* **Direction**: Write the count of lines that contain the word "React" and nothing else.

* **Supplied material**:
------------------------------------

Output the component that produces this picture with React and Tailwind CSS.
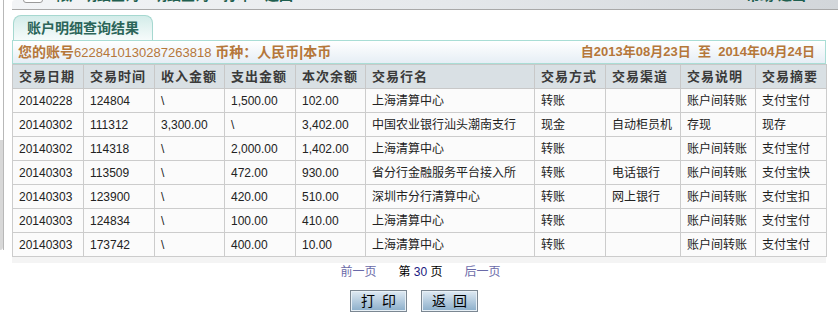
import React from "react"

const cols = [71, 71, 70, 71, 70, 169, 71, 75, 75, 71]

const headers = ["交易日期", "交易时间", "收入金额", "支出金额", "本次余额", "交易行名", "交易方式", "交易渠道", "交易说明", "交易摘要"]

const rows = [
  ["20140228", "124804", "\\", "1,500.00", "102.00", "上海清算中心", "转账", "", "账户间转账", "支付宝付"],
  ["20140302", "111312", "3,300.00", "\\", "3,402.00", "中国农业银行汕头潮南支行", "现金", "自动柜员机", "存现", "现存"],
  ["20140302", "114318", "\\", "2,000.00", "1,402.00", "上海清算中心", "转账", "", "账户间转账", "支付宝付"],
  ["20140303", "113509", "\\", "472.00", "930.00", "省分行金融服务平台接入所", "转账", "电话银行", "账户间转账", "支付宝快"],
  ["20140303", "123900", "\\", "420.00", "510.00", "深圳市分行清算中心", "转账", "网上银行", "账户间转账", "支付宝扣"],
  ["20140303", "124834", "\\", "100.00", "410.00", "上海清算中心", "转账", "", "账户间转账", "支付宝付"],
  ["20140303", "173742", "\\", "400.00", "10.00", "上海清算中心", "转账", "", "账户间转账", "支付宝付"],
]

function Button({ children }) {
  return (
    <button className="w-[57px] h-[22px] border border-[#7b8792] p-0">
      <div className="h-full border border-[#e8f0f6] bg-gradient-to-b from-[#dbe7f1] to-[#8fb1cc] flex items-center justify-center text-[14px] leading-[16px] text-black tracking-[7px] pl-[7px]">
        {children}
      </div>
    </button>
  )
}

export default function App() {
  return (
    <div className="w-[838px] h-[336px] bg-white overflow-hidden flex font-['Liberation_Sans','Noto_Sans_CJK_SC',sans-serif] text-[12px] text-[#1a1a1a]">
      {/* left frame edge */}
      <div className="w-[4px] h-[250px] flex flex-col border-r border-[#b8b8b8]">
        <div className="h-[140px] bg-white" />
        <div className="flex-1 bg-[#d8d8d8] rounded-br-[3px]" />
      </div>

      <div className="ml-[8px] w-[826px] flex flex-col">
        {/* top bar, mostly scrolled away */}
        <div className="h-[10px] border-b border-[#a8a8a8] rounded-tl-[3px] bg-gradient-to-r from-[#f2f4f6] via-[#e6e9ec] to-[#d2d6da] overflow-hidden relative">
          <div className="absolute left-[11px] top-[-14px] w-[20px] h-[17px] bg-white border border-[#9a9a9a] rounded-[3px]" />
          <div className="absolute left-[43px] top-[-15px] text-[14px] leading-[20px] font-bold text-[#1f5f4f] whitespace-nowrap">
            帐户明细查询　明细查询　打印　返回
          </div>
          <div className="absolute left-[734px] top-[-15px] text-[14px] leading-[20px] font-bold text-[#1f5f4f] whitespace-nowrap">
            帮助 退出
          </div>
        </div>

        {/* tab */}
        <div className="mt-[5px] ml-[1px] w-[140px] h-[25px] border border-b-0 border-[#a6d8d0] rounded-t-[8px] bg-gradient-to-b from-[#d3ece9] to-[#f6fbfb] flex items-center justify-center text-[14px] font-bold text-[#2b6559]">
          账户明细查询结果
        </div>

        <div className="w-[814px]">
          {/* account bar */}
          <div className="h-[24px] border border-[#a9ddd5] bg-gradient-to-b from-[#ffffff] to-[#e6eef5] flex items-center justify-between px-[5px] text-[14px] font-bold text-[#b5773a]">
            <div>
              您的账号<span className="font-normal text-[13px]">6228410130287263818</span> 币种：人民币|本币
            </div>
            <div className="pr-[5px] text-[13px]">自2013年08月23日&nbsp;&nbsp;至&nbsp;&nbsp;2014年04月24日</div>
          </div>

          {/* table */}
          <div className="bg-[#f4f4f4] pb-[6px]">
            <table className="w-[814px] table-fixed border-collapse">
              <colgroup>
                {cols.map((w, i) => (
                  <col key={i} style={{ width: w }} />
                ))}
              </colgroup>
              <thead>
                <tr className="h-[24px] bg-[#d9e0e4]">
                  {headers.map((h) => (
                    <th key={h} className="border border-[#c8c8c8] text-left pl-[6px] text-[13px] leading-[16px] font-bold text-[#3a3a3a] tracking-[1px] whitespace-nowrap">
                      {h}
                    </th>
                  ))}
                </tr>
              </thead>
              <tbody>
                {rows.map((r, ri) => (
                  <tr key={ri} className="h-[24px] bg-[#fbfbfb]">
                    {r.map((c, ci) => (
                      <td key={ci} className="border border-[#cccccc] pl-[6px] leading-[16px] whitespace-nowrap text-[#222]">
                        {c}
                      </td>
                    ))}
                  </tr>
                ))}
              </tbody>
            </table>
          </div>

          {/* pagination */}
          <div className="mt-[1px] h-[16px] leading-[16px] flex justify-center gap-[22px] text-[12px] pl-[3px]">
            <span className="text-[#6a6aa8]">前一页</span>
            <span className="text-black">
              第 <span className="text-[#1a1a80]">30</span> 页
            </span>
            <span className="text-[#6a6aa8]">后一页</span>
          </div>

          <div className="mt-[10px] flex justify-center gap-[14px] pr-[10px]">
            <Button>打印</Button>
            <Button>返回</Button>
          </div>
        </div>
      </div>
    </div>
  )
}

------------------------------------

* **Problem solution**: 2